Exploration

Injectites discovered in the Barents Sea

Interpretation of 3-dimensional seismic data from the Sørvestsnaget Basin in the southwest Barents Sea demonstrates that Middle Eocene deep-water depositional systems are highly deformed by post-depositional sand remobilization and injection.
Numerous high amplitude features observed in the oldest depositional system reveal bowl- and W-shaped geometries in vertical seismic sections.
Paulina Safronova will give a talk entitled “Sandstone injections in Middle Eocene deep-water depositional systems in the Sørvestsnaget Basin, SW Barents Sea” in the Hydrocarbon Habitats seminars February 16/17 in Oslo/Stavanger.
In 3D view, the bowl-or W-shaped features have the appearance of downward narrowing cones or truncated cones (see figure).
Timeslices and seismic amplitude maps reveal that the “cones” have irregularly circular or polygonal plan view geometries, and have a diameter of several kilometres at the shallower stratigraphic levels.
The bases of bowl- and W-shaped features are inferred to be in situ depositional sandstone bodies.
Discordant wing-like parts are inferred to be sandstone injections, sourced from the margins of the concordant sandstone bodies.

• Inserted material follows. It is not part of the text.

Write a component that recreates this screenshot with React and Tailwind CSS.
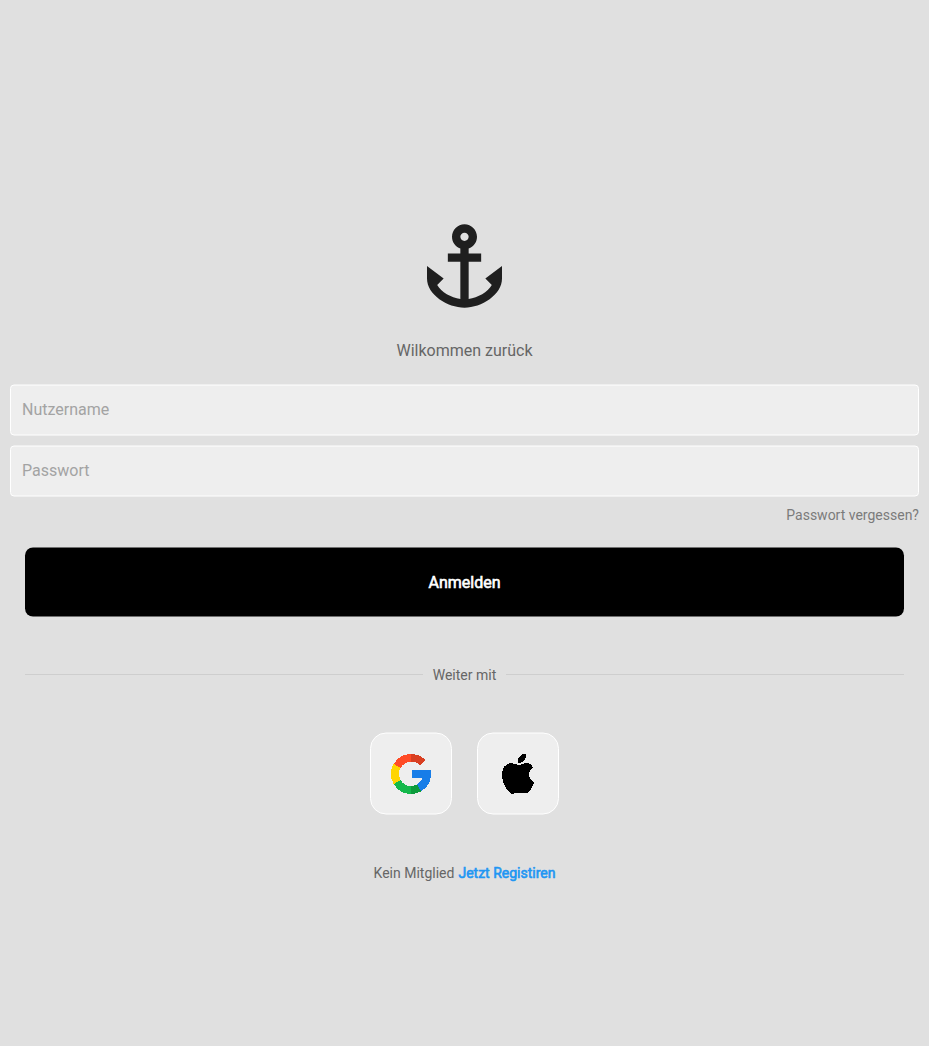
const Field = ({ type, label }) => (
  <div className="relative h-[51px]">
    <div className="absolute inset-0 translate-y-[0.5px] rounded-[4px] border border-white bg-[#eeeeee]" />
    <input
      type={type}
      placeholder={label}
      className="relative block h-full w-full bg-transparent px-[12px] text-[16px] text-[#616161] outline-none placeholder:text-[#a3a3a3]"
    />
  </div>
);

const Tile = ({ label, children }) => (
  <button
    aria-label={label}
    className="flex size-[82px] translate-y-[0.5px] items-center justify-center rounded-[16px] border border-white bg-[#eeeeee]"
  >
    {children}
  </button>
);

const Anchor = () => (
  <svg viewBox="0 0 24 24" className="size-[100px] shrink-0 -translate-x-[0.5px] text-[#1f1f1f]" fill="currentColor">
    <path d="M17,15l1.55,1.55c-0.96,1.69-3.33,3.04-5.55,3.37V11h3V9h-3V7.82C14.16,7.4,15,6.3,15,5c0-1.65-1.35-3-3-3S9,3.35,9,5c0,1.3,0.84,2.4,2,2.82V9H8v2h3v8.92c-2.22-0.33-4.59-1.68-5.55-3.37L7,15l-4-3v3c0,3.88,4.92,7,9,7s9-3.12,9-7v-3L17,15z M12,4c0.55,0,1,0.45,1,1s-0.45,1-1,1s-1-0.45-1-1S11.45,4,12,4z" />
  </svg>
);

const Google = () => (
  <svg viewBox="0 0 40 40" className="size-[40px] translate-y-[0.5px]" shapeRendering="crispEdges">
    <path fill="#ff4b26" d="M20 0A20 20 0 0 0 2.7 10L9.6 14A12 12 0 0 1 20 8Z" />
    <path fill="#d93f21" d="M20 0A20 20 0 0 1 34.2 5.9L29 11A12 12 0 0 0 20 8Z" />
    <path fill="#ffd500" d="M2.7 10A20 20 0 0 0 2.7 30L9.6 26A12 12 0 0 1 9.6 14Z" />
    <path fill="#14b84b" d="M2.7 30A20 20 0 0 0 20 40V32A12 12 0 0 1 9.6 26Z" />
    <path fill="#0d9b3c" d="M20 40A20 20 0 0 0 30 37.3L26 30.4A12 12 0 0 1 20 32Z" />
    <path fill="#177de8" d="M21 16.2H40V20A20 20 0 0 1 30 37.3L26 30.4A12 12 0 0 0 31.3 24.2H21Z" />
  </svg>
);

const Apple = () => (
  <svg viewBox="0 0 32 40" className="h-[40px] w-[32px] translate-y-[0.5px]" shapeRendering="crispEdges">
    <path d="M24 0L24 3.4C23 6 21 8.2 18.6 8.8L16 8.8V5.4C17 2.6 19.8 .3 22 0Z" />
    <path d="M30.8 13.3C25.6 16.6 25.6 25.4 32 28.2C31.2 32 28.8 36.4 26 38.8C23.8 40.4 21.2 38.6 17.3 38.6C13.5 38.6 11.6 40.6 8.9 39.5C4.5 36.5 0 29 0 20.5C0 13.2 4.4 9.2 9.2 9.2C12.3 9.2 14.6 11.1 16.6 11.1C18.5 11.1 20.6 9.1 24.6 9.1C27.6 9.1 30.4 10.6 30.8 13.3Z" />
  </svg>
);

export default function App() {
  return (
    <main className="flex min-h-[1046px] flex-col items-center bg-[#e0e0e0] pt-[216px] font-[Roboto,sans-serif] text-[14px] leading-[16px] text-[#666666]">
      <Anchor />
      <h1 className="mt-[25px] text-[16px] leading-[19px]">Wilkommen zurück</h1>
      <form className="mt-[24px] flex w-full flex-col px-[10px]">
        <div className="flex flex-col gap-[10px]">
          <Field type="text" label="Nutzername" />
          <Field type="password" label="Passwort" />
        </div>
        <a className="mt-[11px] self-end text-[#7b7b7b]">Passwort vergessen?</a>
        <button
          type="button"
          className="relative mx-[15px] mt-[24px] h-[69px] text-[16px] text-white"
        >
          <span className="absolute inset-0 translate-y-[0.5px] rounded-[8px] bg-black" />
          <span className="relative block pt-[2px] [-webkit-text-stroke:0.6px_white]">Anmelden</span>
        </button>
      </form>
      <div className="mt-[51px] flex w-full items-center gap-[10px] px-[25px]">
        <span className="mb-[2px] h-px flex-1 bg-[#cecece]" />
        <span>Weiter mit</span>
        <span className="mb-[2px] h-px flex-1 bg-[#cecece]" />
      </div>
      <div className="mt-[49px] flex gap-[25px]">
        <Tile label="Google"><Google /></Tile>
        <Tile label="Apple"><Apple /></Tile>
      </div>
      <p className="mt-[51px] flex gap-[4px]">
        <span>Kein Mitglied</span>
        <a className="text-[#2196f3] [-webkit-text-stroke:0.6px_#2196f3]">Jetzt Registiren</a>
      </p>
    </main>
  );
}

The deep-water depositional system’s tendency to undergo post-depositional sand remobilization and injection is mainly due to the presence of good sealing rocks (low permeable mudstones) and a volumetrically significant, well sorted, unconsolidated sand in which an excess-fluid pressure has developed.
In the Sørvestsnaget Basin, pore fluid overpressure in the buried Middle Eocene sand bodies is suggested to be the result from (1) rapid burial, (2) fluid migration into the sealed sand bodies from deeper sources via synsedimentary faults and (3) fluid drainage (de-watering) from the surrounding mud during early compaction.
Post-depositional sand remobilization and injections have important implication for hydrocarbon exploration as they affect a reservoir primary architecture, and if large enough, sandstone intrusions may themselves be standalone reservoirs.